MTC has done polling to try to determine what provisions in a regional transportation funding measure would make it most likely to gain the two-thirds majority needed to pass a ballot measure with a new tax. It showed no clear preference for the funding mechanism, but when talking to participants during the poll, MTC noted that cost of living seemed to be the biggest concern; a sales tax would increase the cost of living inequitably, leaving the lowest-income Bay Area residents to shoulder more than their share of the burden.
Earlier polling done by Transform’s partners showed a sales tax being less popular than an income tax.
Potholes vs. new lanes
MTC’s polling showed funding for road maintenance such as filling potholes is popular.

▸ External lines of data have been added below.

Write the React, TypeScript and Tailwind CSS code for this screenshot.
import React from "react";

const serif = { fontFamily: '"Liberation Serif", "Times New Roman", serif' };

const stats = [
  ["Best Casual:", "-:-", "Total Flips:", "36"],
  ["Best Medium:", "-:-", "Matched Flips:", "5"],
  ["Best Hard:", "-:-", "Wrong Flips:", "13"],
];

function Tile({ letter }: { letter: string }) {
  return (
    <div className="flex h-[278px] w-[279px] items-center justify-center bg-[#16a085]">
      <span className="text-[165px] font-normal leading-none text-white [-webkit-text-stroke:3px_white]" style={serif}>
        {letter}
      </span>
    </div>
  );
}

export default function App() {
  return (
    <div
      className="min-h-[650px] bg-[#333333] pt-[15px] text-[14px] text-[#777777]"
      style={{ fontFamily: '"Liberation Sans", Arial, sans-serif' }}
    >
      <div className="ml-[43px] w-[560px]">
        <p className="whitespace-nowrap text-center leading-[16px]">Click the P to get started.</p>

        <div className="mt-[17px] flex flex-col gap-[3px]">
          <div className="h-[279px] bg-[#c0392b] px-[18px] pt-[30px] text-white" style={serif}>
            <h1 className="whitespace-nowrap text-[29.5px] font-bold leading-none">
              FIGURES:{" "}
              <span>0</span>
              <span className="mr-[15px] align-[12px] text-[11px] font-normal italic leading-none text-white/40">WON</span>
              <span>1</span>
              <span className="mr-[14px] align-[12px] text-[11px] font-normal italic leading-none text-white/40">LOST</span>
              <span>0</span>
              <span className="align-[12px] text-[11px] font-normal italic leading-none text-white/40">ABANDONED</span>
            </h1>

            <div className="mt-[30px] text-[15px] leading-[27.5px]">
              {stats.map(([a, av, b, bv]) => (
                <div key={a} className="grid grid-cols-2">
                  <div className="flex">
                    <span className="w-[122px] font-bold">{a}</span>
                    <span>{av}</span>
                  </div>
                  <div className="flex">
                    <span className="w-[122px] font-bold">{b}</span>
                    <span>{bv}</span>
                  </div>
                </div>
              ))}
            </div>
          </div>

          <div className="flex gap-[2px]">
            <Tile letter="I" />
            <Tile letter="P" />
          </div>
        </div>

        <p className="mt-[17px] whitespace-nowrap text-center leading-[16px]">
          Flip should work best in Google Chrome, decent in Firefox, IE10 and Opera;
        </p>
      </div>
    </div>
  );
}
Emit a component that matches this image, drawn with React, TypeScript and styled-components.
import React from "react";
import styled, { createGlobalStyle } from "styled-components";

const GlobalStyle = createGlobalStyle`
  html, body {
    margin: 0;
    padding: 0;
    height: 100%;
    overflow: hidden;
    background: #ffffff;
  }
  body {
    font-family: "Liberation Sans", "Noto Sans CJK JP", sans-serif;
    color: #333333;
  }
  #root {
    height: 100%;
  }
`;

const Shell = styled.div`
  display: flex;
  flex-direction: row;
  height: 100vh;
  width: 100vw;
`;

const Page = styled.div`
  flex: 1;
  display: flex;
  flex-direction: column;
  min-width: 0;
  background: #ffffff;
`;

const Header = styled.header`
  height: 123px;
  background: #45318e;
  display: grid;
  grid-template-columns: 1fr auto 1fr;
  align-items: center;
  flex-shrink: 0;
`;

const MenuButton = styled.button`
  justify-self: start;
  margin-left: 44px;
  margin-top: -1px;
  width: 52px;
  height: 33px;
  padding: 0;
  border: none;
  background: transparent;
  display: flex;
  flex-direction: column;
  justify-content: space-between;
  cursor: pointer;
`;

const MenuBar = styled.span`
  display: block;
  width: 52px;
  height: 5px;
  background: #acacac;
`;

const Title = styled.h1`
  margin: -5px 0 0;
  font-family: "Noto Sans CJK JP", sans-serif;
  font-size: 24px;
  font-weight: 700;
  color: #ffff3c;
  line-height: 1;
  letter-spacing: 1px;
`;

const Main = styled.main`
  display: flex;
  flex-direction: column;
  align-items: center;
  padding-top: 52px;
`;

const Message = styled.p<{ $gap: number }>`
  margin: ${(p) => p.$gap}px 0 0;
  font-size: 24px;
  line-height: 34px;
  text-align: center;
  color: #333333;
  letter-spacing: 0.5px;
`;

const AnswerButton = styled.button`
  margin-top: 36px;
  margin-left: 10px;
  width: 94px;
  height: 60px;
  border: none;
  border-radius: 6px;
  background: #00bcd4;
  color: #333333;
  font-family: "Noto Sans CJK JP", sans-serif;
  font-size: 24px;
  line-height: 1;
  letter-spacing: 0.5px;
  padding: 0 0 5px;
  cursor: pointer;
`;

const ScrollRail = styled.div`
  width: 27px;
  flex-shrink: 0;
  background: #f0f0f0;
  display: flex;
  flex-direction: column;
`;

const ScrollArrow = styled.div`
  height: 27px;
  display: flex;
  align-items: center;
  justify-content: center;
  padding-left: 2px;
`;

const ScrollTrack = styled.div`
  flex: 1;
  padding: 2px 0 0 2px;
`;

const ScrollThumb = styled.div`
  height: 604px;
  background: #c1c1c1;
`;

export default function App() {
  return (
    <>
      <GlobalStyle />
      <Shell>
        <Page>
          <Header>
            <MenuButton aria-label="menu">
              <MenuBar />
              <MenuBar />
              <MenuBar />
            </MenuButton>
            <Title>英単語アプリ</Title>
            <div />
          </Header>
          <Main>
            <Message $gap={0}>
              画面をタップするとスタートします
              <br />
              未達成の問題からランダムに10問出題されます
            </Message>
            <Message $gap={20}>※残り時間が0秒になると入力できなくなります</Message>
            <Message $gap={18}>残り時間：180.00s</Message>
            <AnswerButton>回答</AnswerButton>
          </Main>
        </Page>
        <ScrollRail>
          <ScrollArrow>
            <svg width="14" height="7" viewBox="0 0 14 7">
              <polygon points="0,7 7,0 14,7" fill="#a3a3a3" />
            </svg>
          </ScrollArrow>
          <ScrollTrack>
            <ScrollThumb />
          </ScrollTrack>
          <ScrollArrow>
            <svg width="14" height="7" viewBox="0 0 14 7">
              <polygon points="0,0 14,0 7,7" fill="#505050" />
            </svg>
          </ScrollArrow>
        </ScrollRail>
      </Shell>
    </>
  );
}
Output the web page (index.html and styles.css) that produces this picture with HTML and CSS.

Transform supports a fix-it-first policy and has encouraged MTC to limit road spending to a state of good repair with safe and complete streets improvements. We are strongly opposed to using funds to build or expand highways.
More lanes, even new HOV or paid express lanes, don’t reduce congestion but do lead to more vehicle miles traveled, more greenhouse gas emissions, and more deadly air pollution, often in neighborhoods already environmentally burdened. And building new lanes is expensive
— the money from this measure will serve many more Bay Area residents if it’s spent on transit and active transportation.
A smaller measure?
The regional transportation funding measure was initially envisioned to cover the nine Bay Area counties: Napa, Sonoma, Marin, Solano, Contra Costa, Alameda, San Francisco, San Mateo, and Santa Clara. However, one of the challenges of crafting a measure with broad support is divergent transportation needs among those counties.
More rural areas have different priorities from dense, urban cities and counties. And transit agencies like VTA in the South Bay don’t have the same transit fiscal cliff that BART and Muni are facing. Thus, there are questions about how much of the tax revenue collected within a county will return to that county.
As an alternative, the committee is considering a measure that would cover either three or four counties: San Francisco, Alameda, Contra Costa, and potentially San Mateo. Additional counties could have the option to opt in at a future time if they’re not included in the initial measure.
In the spirit of regional collaboration and advancing the best, biggest measure possible, Voices for Public Transportation urges the inclusion of all nine counties in the regional transportation measure. It’s not clear whether a plan that doesn’t include all nine counties will raise enough revenue to save BART, and it certainly will not be able to deliver on transformational transit investments voters want to see. On the other hand, it’s likely that more of the revenue from a smaller measure would go to public transit and wouldn’t fund new highway lanes. What is non-negotiable is that a smaller measure, or one with fewer counties, must still provide essential transit investment, even if that means shrinking other expenditures within the measure.
What you can do
The road to a regional transportation funding measure is long and full of twists. Thank you to those of you who’ve been on this journey with us for the past year; your support has made a huge difference.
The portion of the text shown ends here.